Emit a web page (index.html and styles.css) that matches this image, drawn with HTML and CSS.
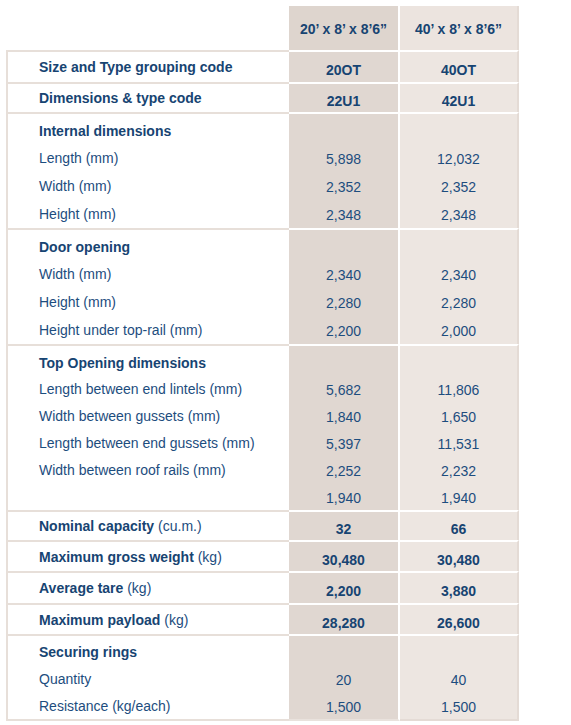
FILE: index.html
```html
<!DOCTYPE html>
<html lang="en">
<head>
  <meta charset="UTF-8" />
  <title>Open Top Container Specifications</title>
  <meta name="viewport" content="width=device-width, initial-scale=1.0" />
  <link rel="stylesheet" href="styles.css">
</head>
<body>
  <table class="spec">
    <colgroup>
      <col class="col-lbl">
      <col class="col-a">
      <col class="col-b">
    </colgroup>
    <thead>
      <tr class="head">
        <th class="blank"></th>
        <th class="v1">20’ x 8’ x 8’6”</th>
        <th class="v2">40’ x 8’ x 8’6”</th>
      </tr>
    </thead>
    <tbody>
      <!-- codes -->
      <tr class="first single h30">
        <td class="lbl"><b>Size and Type grouping code</b></td>
        <td class="v1"><b>20OT</b></td>
        <td class="v2"><b>40OT</b></td>
      </tr>
      <tr class="first single h28">
        <td class="lbl"><b>Dimensions &amp; type code</b></td>
        <td class="v1"><b>22U1</b></td>
        <td class="v2"><b>42U1</b></td>
      </tr>

      <!-- Internal dimensions -->
      <tr class="first group g28">
        <td class="lbl"><b>Internal dimensions</b></td>
        <td class="v1"></td>
        <td class="v2"></td>
      </tr>
      <tr class="sub g28">
        <td class="lbl">Length (mm)</td>
        <td class="v1">5,898</td>
        <td class="v2">12,032</td>
      </tr>
      <tr class="sub g28">
        <td class="lbl">Width (mm)</td>
        <td class="v1">2,352</td>
        <td class="v2">2,352</td>
      </tr>
      <tr class="sub g28">
        <td class="lbl">Height (mm)</td>
        <td class="v1">2,348</td>
        <td class="v2">2,348</td>
      </tr>

      <!-- Door opening -->
      <tr class="first group g28">
        <td class="lbl"><b>Door opening</b></td>
        <td class="v1"></td>
        <td class="v2"></td>
      </tr>
      <tr class="sub g28">
        <td class="lbl">Width (mm)</td>
        <td class="v1">2,340</td>
        <td class="v2">2,340</td>
      </tr>
      <tr class="sub g28">
        <td class="lbl">Height (mm)</td>
        <td class="v1">2,280</td>
        <td class="v2">2,280</td>
      </tr>
      <tr class="sub g28">
        <td class="lbl">Height under top-rail (mm)</td>
        <td class="v1">2,200</td>
        <td class="v2">2,000</td>
      </tr>

      <!-- Top opening -->
      <tr class="first group g27">
        <td class="lbl"><b>Top Opening dimensions</b></td>
        <td class="v1"></td>
        <td class="v2"></td>
      </tr>
      <tr class="sub g27">
        <td class="lbl">Length between end lintels (mm)</td>
        <td class="v1">5,682</td>
        <td class="v2">11,806</td>
      </tr>
      <tr class="sub g27">
        <td class="lbl">Width between gussets (mm)</td>
        <td class="v1">1,840</td>
        <td class="v2">1,650</td>
      </tr>
      <tr class="sub g27">
        <td class="lbl">Length between end gussets (mm)</td>
        <td class="v1">5,397</td>
        <td class="v2">11,531</td>
      </tr>
      <tr class="sub g27">
        <td class="lbl">Width between roof rails (mm)</td>
        <td class="v1">2,252</td>
        <td class="v2">2,232</td>
      </tr>
      <tr class="sub g27">
        <td class="lbl"></td>
        <td class="v1">1,940</td>
        <td class="v2">1,940</td>
      </tr>

      <!-- weights -->
      <tr class="first single h28">
        <td class="lbl"><b>Nominal capacity</b> (cu.m.)</td>
        <td class="v1"><b>32</b></td>
        <td class="v2"><b>66</b></td>
      </tr>
      <tr class="first single h29">
        <td class="lbl"><b>Maximum gross weight</b> (kg)</td>
        <td class="v1"><b>30,480</b></td>
        <td class="v2"><b>30,480</b></td>
      </tr>
      <tr class="first single h30">
        <td class="lbl"><b>Average tare</b> (kg)</td>
        <td class="v1"><b>2,200</b></td>
        <td class="v2"><b>3,880</b></td>
      </tr>
      <tr class="first single h29">
        <td class="lbl"><b>Maximum payload</b> (kg)</td>
        <td class="v1"><b>28,280</b></td>
        <td class="v2"><b>26,600</b></td>
      </tr>

      <!-- Securing rings -->
      <tr class="first group g28 tight">
        <td class="lbl"><b>Securing rings</b></td>
        <td class="v1"></td>
        <td class="v2"></td>
      </tr>
      <tr class="sub g28">
        <td class="lbl">Quantity</td>
        <td class="v1">20</td>
        <td class="v2">40</td>
      </tr>
      <tr class="sub g28 last">
        <td class="lbl">Resistance (kg/each)</td>
        <td class="v1">1,500</td>
        <td class="v2">1,500</td>
      </tr>
    </tbody>
  </table>
</body>
</html>
```

FILE: styles.css
```css
/* ===== Base ===== */
body {
  margin: 0;
  background: #fff;
  font-family: "Liberation Sans", Arial, sans-serif;
  font-size: 14px;
  color: #1d4d7e;
}
b {
  font-weight: bold;
  color: #174472;
}

/* ===== Table ===== */
.spec {
  margin: 6px 0 0 6px;
  width: 513px;
  table-layout: fixed;
  border-collapse: separate;
  border-spacing: 0;
}
.col-lbl { width: 283px; }
.col-a { width: 111px; }
.col-b { width: 119px; }

.spec th,
.spec td {
  box-sizing: border-box;
  padding: 0;
  line-height: 16px;
  vertical-align: middle;
  text-align: center;
}

/* header */
.head th {
  height: 44px;
  font-weight: bold;
  color: #174472;
  padding-top: 2px;
}
.head th.blank { background: none; }

/* columns */
.v1 {
  background: #e0d7d1;
  border-right: 2px solid #fff;
}
.v2 {
  background: #ede6e1;
  border-right: 2px solid #e4dbd5;
}
.head .v1 { background: #ded5ce; }
.head .v2 { background: #ece4df; }

.spec td.lbl {
  text-align: left;
  padding-left: 31px;
  border-left: 2px solid #e7dfd9;
  white-space: nowrap;
}

/* separators between blocks */
.first td.lbl { border-top: 2px solid #e7dfd9; }
.first td.v1,
.first td.v2 { border-top: 2px solid #fff; }

/* row heights */
.h28 td { height: 30px; }
.h29 td { height: 31px; }
.h30 td { height: 32px; }
.single td.v1,
.single td.v2 { padding-top: 6px; }

.g28 td { height: 28px; }
.g27 td { height: 27px; }
.sub td.v1,
.sub td.v2 { padding-top: 2px; }

.group.g28 td { height: 32px; padding-top: 4px; }
.group.g27 td { height: 31px; padding-top: 4px; }
.group.tight td { height: 31px; padding-top: 3px; }

.last td { border-bottom: 2px solid #e7dfd9; }
.last td.v1 { border-bottom-color: #e9e2dd; }
.last td.v2 { border-bottom-color: #e4dbd5; }
```
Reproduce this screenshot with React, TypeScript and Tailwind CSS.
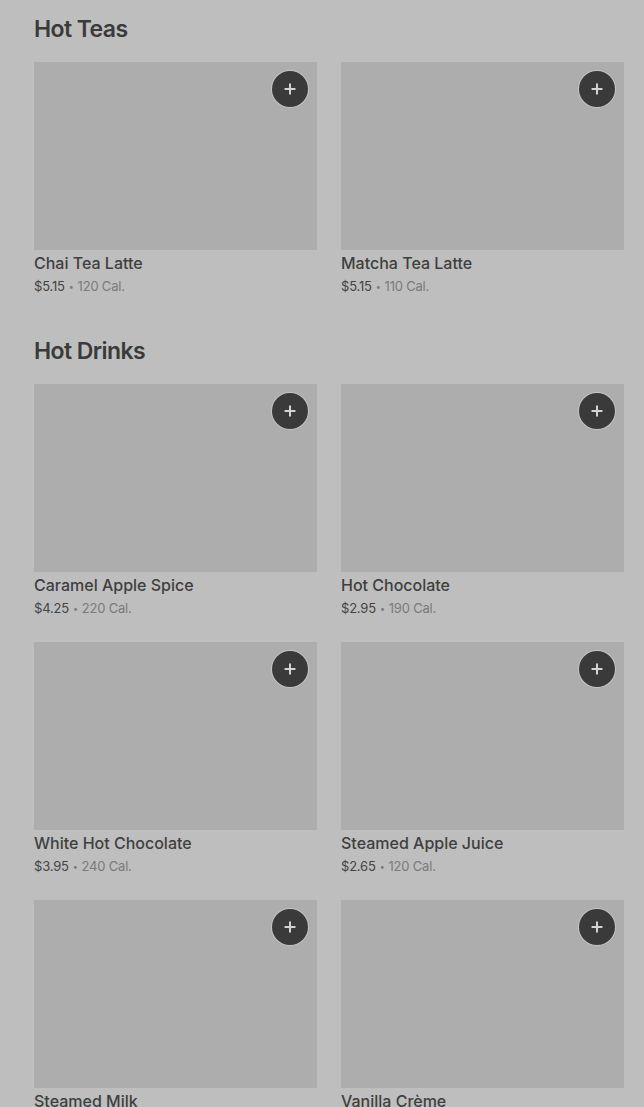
import { Plus } from "lucide-react";

type Item = { name: string; price: string; cal: string };

const sections: { title: string; items: Item[] }[] = [
  {
    title: "Hot Teas",
    items: [
      { name: "Chai Tea Latte", price: "$5.15", cal: "120 Cal." },
      { name: "Matcha Tea Latte", price: "$5.15", cal: "110 Cal." },
    ],
  },
  {
    title: "Hot Drinks",
    items: [
      { name: "Caramel Apple Spice", price: "$4.25", cal: "220 Cal." },
      { name: "Hot Chocolate", price: "$2.95", cal: "190 Cal." },
      { name: "White Hot Chocolate", price: "$3.95", cal: "240 Cal." },
      { name: "Steamed Apple Juice", price: "$2.65", cal: "120 Cal." },
      { name: "Steamed Milk", price: "$2.45", cal: "180 Cal." },
      { name: "Vanilla Crème", price: "$3.45", cal: "200 Cal." },
    ],
  },
];

const Card = ({ item }: { item: Item }) => {
  return (
    <div>
      <div className="relative h-[188px] bg-[#adadad]">
        <button className="absolute right-[9px] top-[9px] flex h-9 w-9 items-center justify-center rounded-full bg-[#3a3a3a] ring-1 ring-[#c4c4c4]">
          <Plus size={16} strokeWidth={3} className="text-[#d4d4d4]" />
        </button>
      </div>
      <div className="mt-[3px] text-[16px] font-medium leading-5 text-[#3f3f3f]">
        {item.name}
      </div>
      <div className="mt-[3px] flex h-5 items-center text-[13px] leading-5 tracking-[-0.2px]">
        <span className="text-[#444]">{item.price}</span>
        <span className="mx-[4px] text-[9px] leading-none text-[#7a7a7a]">•</span>
        <span className="text-[#7a7a7a]">{item.cal}</span>
      </div>
    </div>
  );
};

export default function App() {
  return (
    <div
      className="min-h-[1107px] overflow-hidden bg-[#bebebe] pl-[34px] pr-5 pt-[15px]"
      style={{ fontFamily: "Inter, 'Noto Sans', sans-serif" }}
    >
      <div className="flex flex-col gap-[41px]">
        {sections.map((s) => (
          <section key={s.title}>
            <h2 className="text-[23px] font-semibold leading-7 tracking-tight text-[#3a3a3a]">
              {s.title}
            </h2>
            <div className="mt-[19px] grid grid-cols-2 gap-x-6 gap-y-6">
              {s.items.map((it) => (
                <Card key={it.name} item={it} />
              ))}
            </div>
          </section>
        ))}
      </div>
    </div>
  );
}
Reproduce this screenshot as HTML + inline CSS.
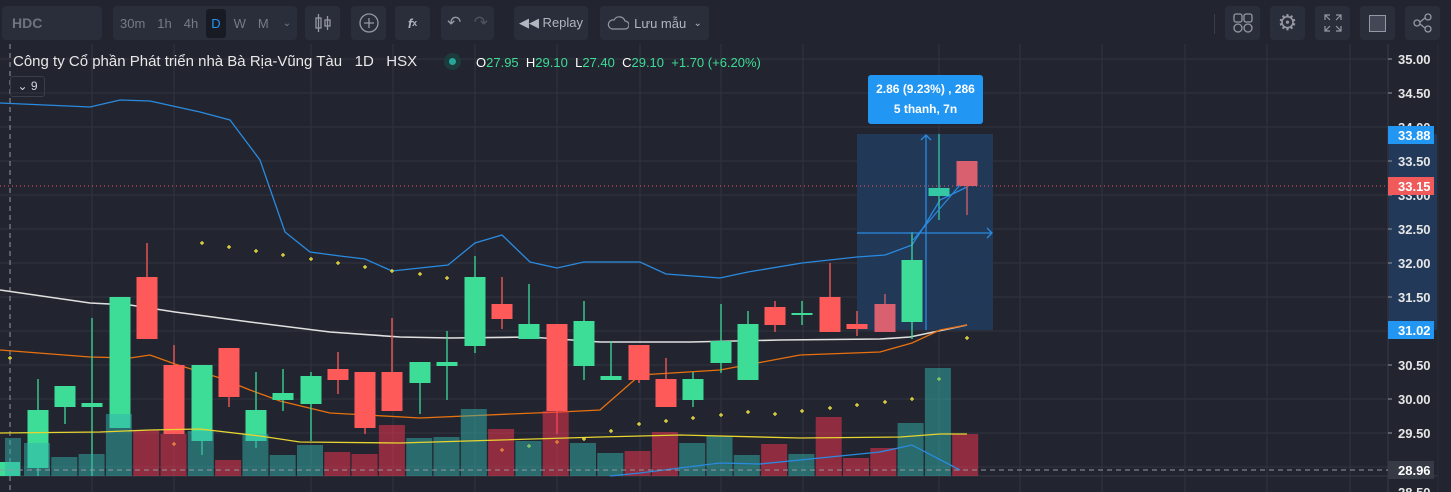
<!DOCTYPE html>
<html><head><meta charset="utf-8"><style>
body{margin:0;width:1451px;height:492px;background:#22252f;overflow:hidden;font-family:"Liberation Sans",sans-serif;position:relative}
.b{position:absolute;top:6px;height:34px;background:#2a2e3b;border-radius:4px;color:#9598a1;font-size:13px;display:flex;align-items:center}
.t{position:absolute;font-size:15px;color:#e8e8e8}
svg{position:absolute;left:0;top:0}
</style></head><body>
<svg id="c" width="1451" height="492"></svg>
<div class="b" style="left:2px;width:100px;color:#6f737d;font-weight:bold;font-size:14px;padding-left:10px;box-sizing:border-box">HDC</div>
<div class="b" style="left:113px;width:184px;font-size:13px">
<span style="margin-left:7px;color:#787b86">30m</span><span style="margin-left:12px;color:#787b86">1h</span><span style="margin-left:12px;color:#787b86">4h</span><span style="margin-left:8px;background:#181b24;color:#2196f3;padding:7px 5px;border-radius:3px">D</span><span style="margin-left:8px;color:#787b86">W</span><span style="margin-left:12px;color:#787b86">M</span><span style="margin-left:14px;color:#787b86;font-size:10px">&#8964;</span></div>
<div class="b" style="left:305px;width:35px;justify-content:center"><svg style="position:static" width="20" height="22"><g stroke="#9598a1" fill="none" stroke-width="1.3"><rect x="3" y="6" width="5" height="10"/><line x1="5.5" y1="2" x2="5.5" y2="20"/><rect x="12" y="8" width="5" height="6"/><line x1="14.5" y1="4" x2="14.5" y2="18"/></g></svg></div>
<div class="b" style="left:351px;width:35px;justify-content:center"><svg style="position:static" width="22" height="22"><circle cx="11" cy="11" r="9" stroke="#9598a1" fill="none" stroke-width="1.3"/><path d="M11 6v10M6 11h10" stroke="#9598a1" stroke-width="1.3"/></svg></div>
<div class="b" style="left:395px;width:35px;justify-content:center;font-style:italic;font-weight:bold;color:#b2b5be">f<span style="font-size:9px;font-style:normal">x</span></div>
<div class="b" style="left:441px;width:53px;justify-content:space-around;font-size:17px"><span>&#8630;</span><span style="color:#50535e">&#8631;</span></div>
<div class="b" style="left:514px;width:74px;justify-content:center;color:#b2b5be;font-size:13px">&#9664;&#9664;&nbsp;Replay</div>
<div class="b" style="left:600px;width:109px;justify-content:center;color:#b2b5be;font-size:13px"><svg style="position:static;margin-right:5px" width="22" height="16"><path d="M5 14h13a4 4 0 0 0 0-8 6 6 0 0 0-11-1 4.5 4.5 0 0 0-2 9z" stroke="#9598a1" fill="none" stroke-width="1.2"/></svg>Lưu mẫu&nbsp;&nbsp;<span style="font-size:10px">&#8964;</span></div>
<div style="position:absolute;left:1214px;top:14px;width:1px;height:20px;background:#3a3e4a"></div>
<div class="b" style="left:1225px;width:35px;justify-content:center"><svg style="position:static" width="22" height="22"><g stroke="#9598a1" fill="none" stroke-width="1.3"><rect x="2" y="2" width="8" height="8" rx="2"/><rect x="12" y="2" width="8" height="8" rx="2"/><circle cx="6" cy="16" r="4"/><circle cx="16" cy="16" r="4"/></g></svg></div>
<div class="b" style="left:1270px;width:35px;justify-content:center;font-size:22px">&#9881;</div>
<div class="b" style="left:1315px;width:35px;justify-content:center"><svg style="position:static" width="20" height="20"><path d="M2 7V2h5M13 2h5v5M18 13v5h-5M7 18H2v-5M2 2l5 5M18 2l-5 5M18 18l-5-5M2 18l5-5" stroke="#9598a1" fill="none" stroke-width="1.2"/></svg></div>
<div class="b" style="left:1360px;width:35px;justify-content:center"><div style="width:15px;height:15px;border:1.5px solid #9598a1;background:#434756"></div></div>
<div class="b" style="left:1405px;width:35px;justify-content:center"><svg style="position:static" width="22" height="22"><g stroke="#9598a1" fill="none" stroke-width="1.3"><circle cx="16" cy="5" r="3"/><circle cx="5" cy="11" r="3"/><circle cx="16" cy="17" r="3"/><path d="M8 10l5-4M8 12l5 4"/></g></svg></div>
<div class="t" style="left:13px;top:53px">Công ty Cổ phần Phát triển nhà Bà Rịa-Vũng Tàu&nbsp;&nbsp;&nbsp;1D&nbsp;&nbsp;&nbsp;HSX</div>
<div style="position:absolute;left:444px;top:53px;width:17px;height:17px;border-radius:50%;background:#1e3b3c"><div style="margin:5px;width:7px;height:7px;border-radius:50%;background:#26a69a"></div></div>
<div class="t" style="left:476px;top:55px;font-size:13px;color:#fff">O<span style="color:#3ddc97">27.95</span>&nbsp; H<span style="color:#3ddc97">29.10</span>&nbsp; L<span style="color:#3ddc97">27.40</span>&nbsp; C<span style="color:#3ddc97">29.10</span>&nbsp; <span style="color:#3ddc97">+1.70 (+6.20%)</span></div>
<div style="position:absolute;left:10px;top:76px;width:33px;height:19px;border:1px solid #3a3e4a;border-radius:3px;color:#d1d4dc;font-size:12px;line-height:19px;text-align:center">&#8964; 9</div>
<div style="position:absolute;left:868px;top:75px;width:115px;height:49px;background:#2196f3;border-radius:3px;color:#fff;font-size:12px;font-weight:bold;text-align:center;line-height:20px;padding-top:4px;box-sizing:border-box">2.86 (9.23%) , 286<br>5 thanh, 7n</div>
<script>
const S=document.getElementById('c');let h='';
const G='#3ddc97',R='#ff5a5a';
[92,174,311,393,475,557,640,721,803,939,1020,1102,1185,1267,1350].forEach(x=>h+=`<line x1="${x}" y1="44" x2="${x}" y2="492" stroke="#31343f"/>`);
for(let y=59;y<476;y+=34)h+=`<line x1="0" y1="${y}" x2="1392" y2="${y}" stroke="#31343f"/>`;
h+=`<line x1="0" y1="476" x2="1437" y2="476" stroke="#363a45"/><line x1="1388" y1="44" x2="1388" y2="492" stroke="#363a45"/><line x1="1438" y1="44" x2="1438" y2="492" stroke="#2a2d37"/>`;
h+=`<line x1="10" y1="44" x2="10" y2="492" stroke="#9598a1" stroke-dasharray="5,4"/>`;
h+=`<rect x="857" y="134" width="136" height="196" fill="#22395a" opacity="0.95"/>`;
const L=(p,c,w)=>h+=`<polyline points="${p}" fill="none" stroke="${c}" stroke-width="${w||1.3}"/>`;
L('0,290 90,303 130,305 175,312 250,322 330,332 400,337 450,338 530,337 600,342 690,342 780,340 880,339 910,337 967,325','#e0e0e0',1.6);
L('0,350 90,357 130,358 150,355 175,364 220,378 250,390 280,401 330,413 420,418 510,414 560,412 600,410 640,375 720,370 800,355 880,352 912,343 940,330 967,325','#e8700f');
L('0,103 90,107 120,100 150,101 200,112 230,120 260,160 285,232 310,252 340,256 365,259 392,271 420,268 448,265 475,243 502,235 530,262 557,268 584,262 640,262 666,274 720,278 748,272 802,263 857,257 885,255 912,245 925,225 940,200 967,187','#2a8ae0');
const C=[[38,410,468,379,476,G],[65,386,407,386,424,G],[92,403,407,318,476,G],[120,297,428,297,428,G],[147,277,339,243,339,R],[174,365,434,345,434,R],[202,365,441,365,455,G],[229,348,397,348,407,R],[256,410,441,372,448,G],[283,393,400,369,411,G],[311,376,404,372,441,G],[338,369,380,352,394,R],[365,372,428,372,434,R],[392,372,411,318,411,R],[420,362,383,362,414,G],[447,362,366,331,400,G],[475,277,346,256,353,G],[502,304,319,277,329,R],[529,324,339,284,339,G],[557,324,411,324,434,R],[584,321,366,301,380,G],[611,376,380,341,380,G],[639,345,380,345,383,R],[666,379,407,358,407,R],[693,379,400,372,407,G],[721,341,363,304,373,G],[748,324,380,311,380,G],[775,307,325,301,332,R],[802,313,315,301,325,G],[830,297,332,263,332,R],[857,324,329,311,336,R],[885,304,332,294,332,'#d9616f'],[912,260,322,232,339,G],[939,188,196,134,220,'#34c9a4'],[967,161,186,161,215,'#d9616f']];
C.forEach(([x,a,b,c,d,col])=>{h+=`<line x1="${x}" y1="${c}" x2="${x}" y2="${d}" stroke="${col}" stroke-width="1.3"/><rect x="${x-10.5}" y="${a}" width="21" height="${Math.max(b-a,2)}" fill="${col}"/>`});
h+=`<rect x="0" y="462" width="20" height="14" fill="#3ddc97"/>`;
const vol=[438,443,457,454,414,430,434,431,460,434,455,445,452,454,425,438,437,409,429,441,411,443,453,451,432,443,436,455,444,454,417,458,448,423,368,434];
const vc='TTTTTRRTRTTTRRRTTTRTRTTRRTTTRTRRRTTR';
vol.forEach((t,i)=>{let x=i==0?5:24+(i-1)*27.3;let w=i==0?16:26;h+=`<rect x="${x}" y="${t}" width="${w}" height="${476-t}" fill="${vc[i]=='T'?'#32b1ad':'#fc3351'}" fill-opacity="0.5"/>`});
L('0,433 100,432 150,430 200,429 260,436 300,442 400,443 600,437 680,435 800,438 900,437 940,434 967,434','#e6d430');
L('610,476 640,473 720,463 760,464 830,457 880,452 912,445 960,470','#2a8ae0');
const P=[[202,243,'#f5e642'],[229,247],[256,251],[283,255],[311,259],[338,263],[365,267],[392,271],[420,274],[447,278],[10,358],[174,444,'#f0883e'],[502,450,'#f0883e'],[529,446,'#8fd16a'],[557,442,'#f0883e'],[584,439],[611,431],[639,424],[666,421],[693,418],[721,415],[748,412],[775,414],[802,411],[830,408],[857,405],[885,402],[912,399],[939,379,'#8fd16a'],[967,338]];
P.forEach(([x,y,c])=>{c=c||'#f5e642';h+=`<path d="M${x-2} ${y}h4M${x} ${y-2}v4" stroke="${c}" stroke-width="1.2"/>`});
h+=`<line x1="857" y1="233" x2="992" y2="233" stroke="#2a8ae0" stroke-width="1.3"/><path d="M987 228l5 5-5 5" stroke="#2a8ae0" fill="none" stroke-width="1.3"/>`;
h+=`<line x1="926" y1="330" x2="926" y2="135" stroke="#2a8ae0" stroke-width="1.3"/><path d="M921 140l5-5 5 5" stroke="#2a8ae0" fill="none" stroke-width="1.3"/>`;
h+=`<line x1="913" y1="240" x2="960" y2="185" stroke="#2a8ae0" stroke-width="1.2"/>`;
h+=`<line x1="0" y1="186" x2="1388" y2="186" stroke="#f05a5a" stroke-dasharray="1,3"/>`;
h+=`<line x1="0" y1="470" x2="1388" y2="470" stroke="#9598a1" stroke-dasharray="5,4"/>`;
h+=`<rect x="1389" y="134" width="48" height="196" fill="#22395a"/>`;
const lab=['35.00','34.50','34.00','33.50','33.00','32.50','32.00','31.50','31.00','30.50','30.00','29.50'];
lab.forEach((t,i)=>{let y=59+i*34;h+=`<line x1="1388" y1="${y}" x2="1392" y2="${y}" stroke="#9598a1"/><text x="1398" y="${y+5}" fill="#e6e6e6" font-size="13" font-weight="bold" font-family="Liberation Sans">${t}</text>`});
const box=(y,c,t)=>h+=`<rect x="1388" y="${y-9}" width="46" height="18" fill="${c}"/><text x="1398" y="${y+5}" fill="#fff" font-size="13" font-weight="bold" font-family="Liberation Sans">${t}</text>`;
box(135,'#2196f3','33.88');box(186,'#f05a5a','33.15');box(330,'#2196f3','31.02');box(470,'#363a45','28.96');
h+=`<text x="1398" y="497" fill="#e6e6e6" font-size="13" font-weight="bold" font-family="Liberation Sans">28.50</text>`;
S.innerHTML=h;
</script>
</body></html>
□ □ □ □ □ □ □
Within the listing above, copy each line that has the string "this".

Emit a web page (index.html and styles.css) that matches this image, drawn with HTML and CSS.
Reproduce this screenshot with React, TypeScript and Tailwind CSS.
Reproduce this screenshot as HTML + inline CSS.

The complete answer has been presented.